From: Noons <wizofoz2k_at_yahoo.com.au.nospam>
Date: Sat, 29 May 2004 17:18:36 +1000
Message-ID: <40b83943$0$1586$afc38c87@news.optusnet.com.au>


Howard J. Rogers allegedly said,on 29/05/2004 3:58 PM:

>
> How can you say that Noons? You've changed the noun at the end of the
> sentence, where I didn't. Only if you can make the claim that "free
> software" and "fishing goods" are substitutable can you say that. Otherwise,
> it's not "precisely" the same inference at all.

None of them make any sense. Reductio ad absurdo.

> One who inspires with a desire to acquire free software

A "desire to acquire" is not a synonym or even related to "free". The connection is yours and there is nothing in the dictionary that allows you to make it.

> The point is, lexically, that "vendor" does not imply the
> handing over of cash, necessarily.

If what you are selling is the "desire to acquire". If what you are selling is goods, the dictionary is clear as crystal: cough up moolah. Last time I looked, software is a good, not a "desire to acquire".

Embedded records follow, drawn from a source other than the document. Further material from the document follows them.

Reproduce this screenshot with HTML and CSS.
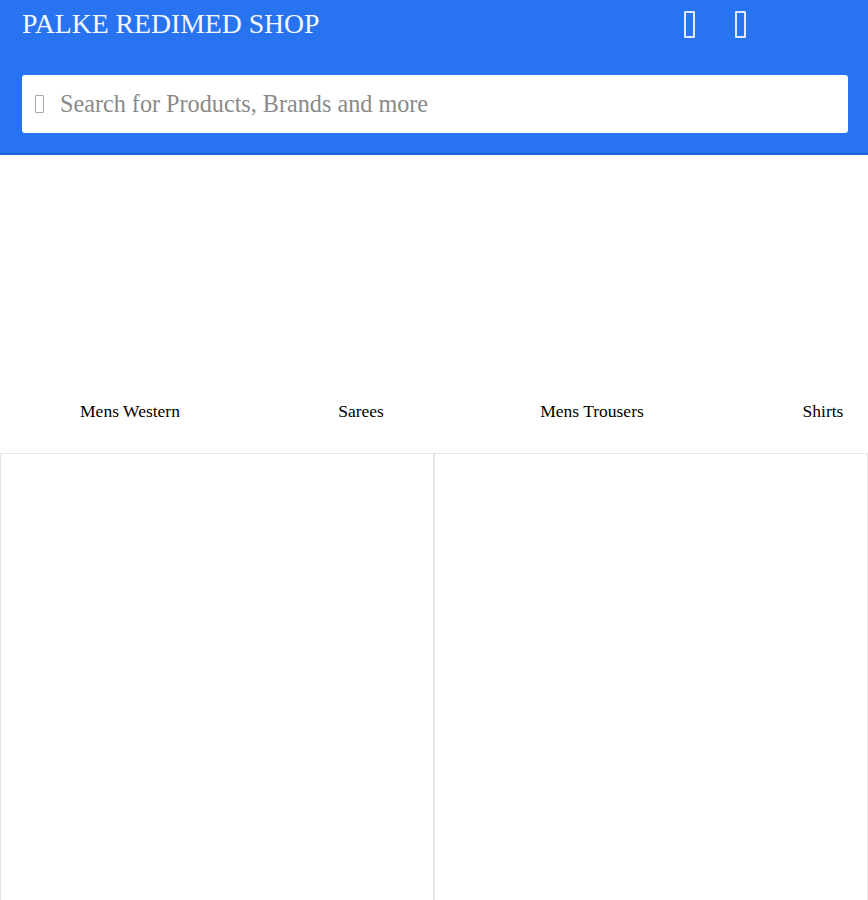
FILE: index.html
```html
<!DOCTYPE html>
<html>

<head>
  <meta charset="utf-8">
  <title>Palke Redimed Shop</title>
  <link rel="stylesheet" href="styles.css">
</head>

<body>

  <header class="header">
    <div class="topbar">
      <h1 class="brand">PALKE REDIMED SHOP</h1>
      <div class="actions">
        <span class="tofu tofu-light"></span>
        <span class="tofu tofu-light"></span>
      </div>
    </div>
    <div class="search">
      <span class="tofu tofu-grey"></span>
      <span class="search-text">Search for Products, Brands and more</span>
    </div>
  </header>

  <div class="categories">
    <div class="category">
      <div class="category-img"></div>
      <p>Mens Western</p>
    </div>
    <div class="category">
      <div class="category-img"></div>
      <p>Sarees</p>
    </div>
    <div class="category">
      <div class="category-img"></div>
      <p>Mens Trousers</p>
    </div>
    <div class="category">
      <div class="category-img"></div>
      <p>Shirts</p>
    </div>
  </div>

  <div class="products">
    <div class="card"></div>
    <div class="card"></div>
  </div>

</body>

</html>
```

FILE: styles.css
```css
body {
  margin: 0;
  padding: 0;
  background-color: #ffffff;
  font-family: "Liberation Serif", "Times New Roman", serif;
  color: #000000;
  overflow: hidden;
}

.header {
  background-color: #2874f0;
  padding: 0 20px 20px 22px;
  border-bottom: 2px solid #1d62d8;
}

.topbar {
  height: 48px;
  display: flex;
  align-items: center;
  justify-content: space-between;
}

.brand {
  margin: 0;
  font-size: 27.7px;
  font-weight: normal;
  color: #f4f7ff;
}

.actions {
  display: flex;
  gap: 40px;
  margin-right: 102px;
}

.tofu {
  display: inline-block;
  box-sizing: border-box;
}

.tofu-light {
  width: 11px;
  height: 27px;
  border: 2px solid rgba(255, 255, 255, 0.85);
  border-radius: 1px;
}

.tofu-grey {
  width: 9px;
  height: 18px;
  border: 1.5px solid #a8a8a8;
  border-radius: 1px;
}

.search {
  margin-top: 27px;
  height: 58px;
  background-color: #ffffff;
  border-radius: 3px;
  display: flex;
  align-items: center;
  gap: 16px;
  padding-left: 13px;
}

.search-text {
  font-size: 24.2px;
  color: #8a8a8a;
}

.categories {
  display: flex;
  gap: 31px;
  padding: 10px 0 31px 30px;
  overflow: hidden;
}

.category {
  flex: 0 0 200px;
  text-align: center;
}

.category-img {
  height: 236px;
}

.category p {
  margin: 0;
  font-size: 17.5px;
  line-height: 21px;
  white-space: nowrap;
}

.products {
  display: grid;
  grid-template-columns: 1fr 1fr;
}

.card {
  height: 460px;
  border: 1px solid #e6e6e6;
}
```
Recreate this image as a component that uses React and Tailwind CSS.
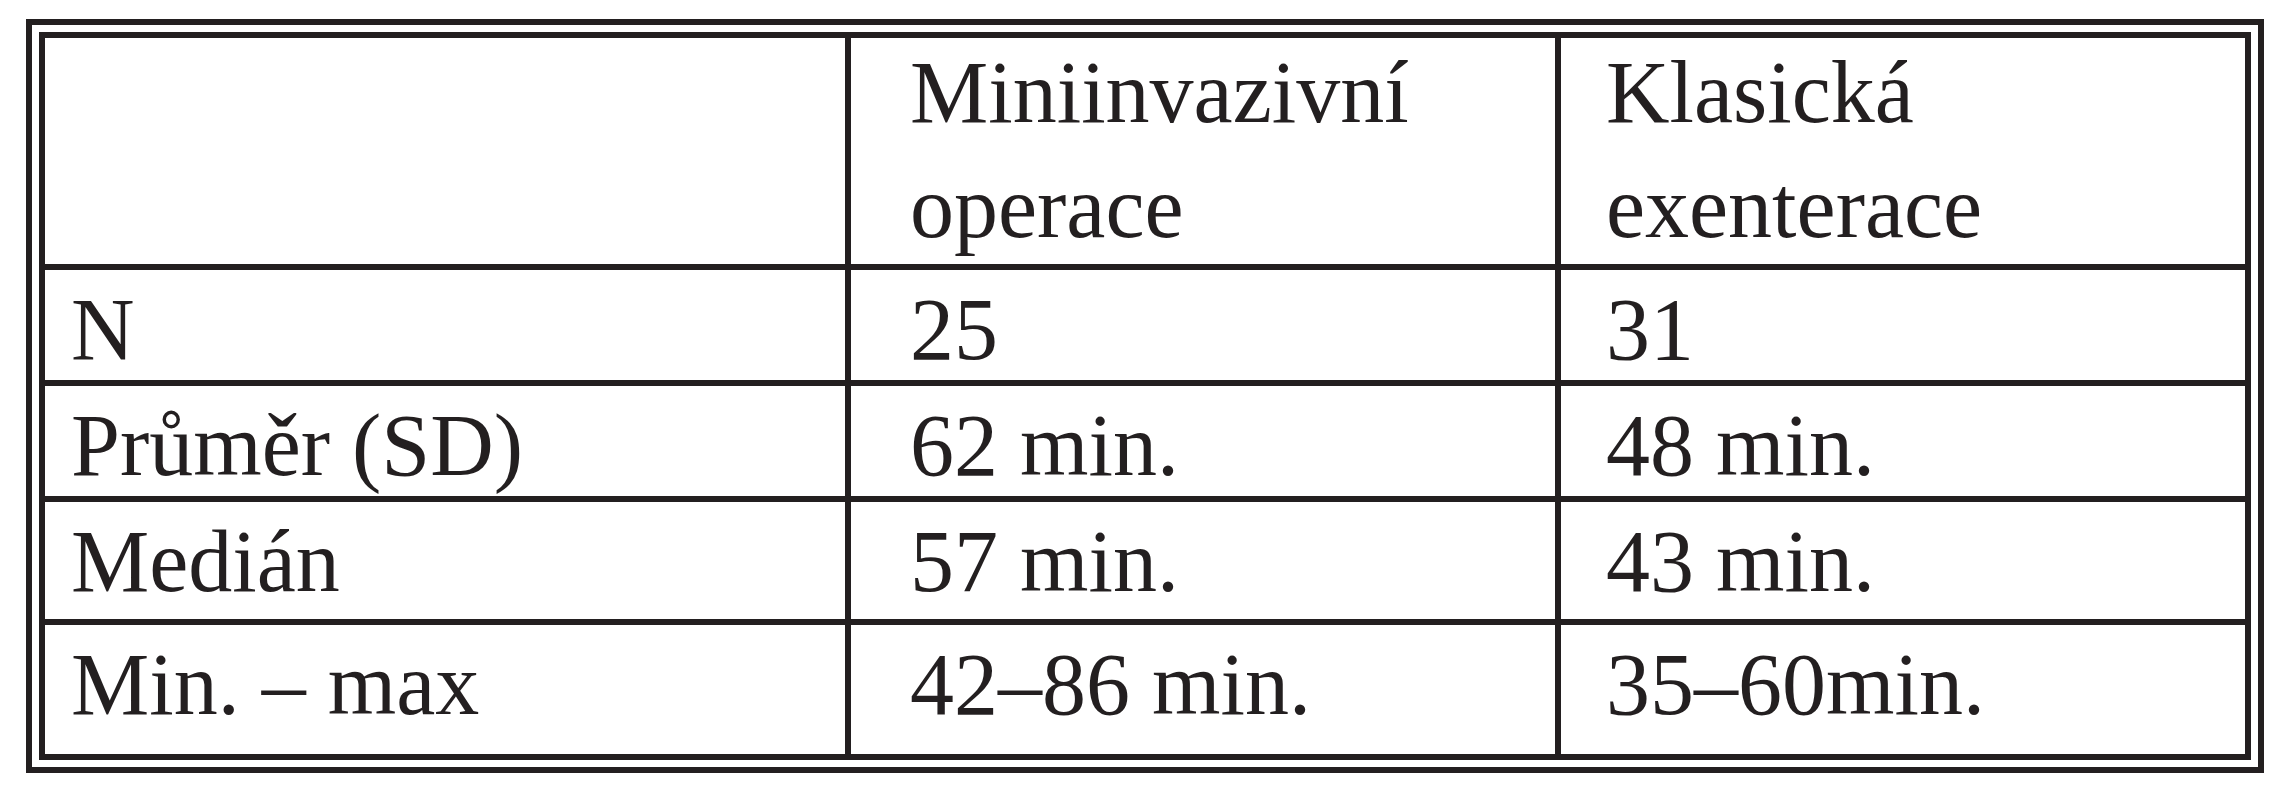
const rows = [
  { label: "N", a: "25", b: "31", h: "h-[110px]" },
  { label: "Průměr (SD)", a: "62 min.", b: "48 min.", h: "h-[110px]" },
  { label: "Medián", a: "57 min.", b: "43 min.", h: "h-[117px]" },
  { label: "Min. – max", a: "42–86 min.", b: "35–60min.", h: "h-[129px]" },
];

export default function App() {
  return (
    <div className="min-h-[800px] w-[2284px] bg-white pt-[19px] pl-[26px]">
      <div className="w-fit border-[6px] border-[#231f20] p-[7px]">
        <div className="grid grid-cols-[800px_704px_684px] gap-[6px] border-[6px] border-[#231f20] bg-[#231f20] font-['Liberation_Serif','Times_New_Roman',serif] text-[88px] leading-[115px] text-[#231f20] whitespace-nowrap">
          {/* header */}
          <div className="h-[226px] bg-white" />
          <div className="h-[226px] bg-white pl-[59px]">
            <div className="-mt-[3px]">
              Miniinvazivní
              <br />
              operace
            </div>
          </div>
          <div className="h-[226px] bg-white pl-[45px]">
            <div className="-mt-[3px]">
              Klasická
              <br />
              exenterace
            </div>
          </div>

          {rows.map((r) => [
            <div key={r.label + "l"} className={`${r.h} bg-white pl-[26px] pt-[2px]`}>
              {r.label}
            </div>,
            <div key={r.label + "a"} className={`${r.h} bg-white pl-[59px] pt-[2px]`}>
              {r.a}
            </div>,
            <div key={r.label + "b"} className={`${r.h} bg-white pl-[45px] pt-[2px]`}>
              {r.b}
            </div>,
          ])}
        </div>
      </div>
    </div>
  );
}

Can we stay on the subject and not search for meanings that are not there? A "desire to acquire" is not a good. Software is a good last time I looked. If it is a good that we are talking about,the dictionary could not be more clear: pay up. Cripes, even the Maquarie is clear on that one...

> There is thus no inherent contradiction
> between the words "vendor" and "free".

Congratulations. You just managed to redefine the entire foundation of commercial and financial transactions. Care to brush this novel theory past the economists of the entire world? I'm sure they'd LOVE to know how one can be a vendor of free goods.

> Dictionary-wise, it's not.

Sorry. It is. You pushed the definition of goods into a desire to acquire. Your jump. Show me ONE dictionary that SPECIFICALLY says that free goods = sold goods. You can't.

> And rather more importantly, the phrase has a
> well-established meaning, at least in the IT world,

Actually, it has NO established meaning whatsoever. It's not even a common phrase at all. Do a search for it SPECIFICALLY. As in "vendor of free software". You get 14 (FOURTEEN!!!!!) hits. That is NOT a well-established meaning AT ALL in ANYONE's language.

The phrase is hardly EVER used to start with. Any guesses why? Here is one: because it makes no sense whatsoever.

Furthermore, and before other discussion:

  1. "free software" is NOT a synonym for Linux. Linux happens to be ONE of the free software products.
  2. last time I looked, software != Linux, there are a few more products that fill the description, I'd dare say...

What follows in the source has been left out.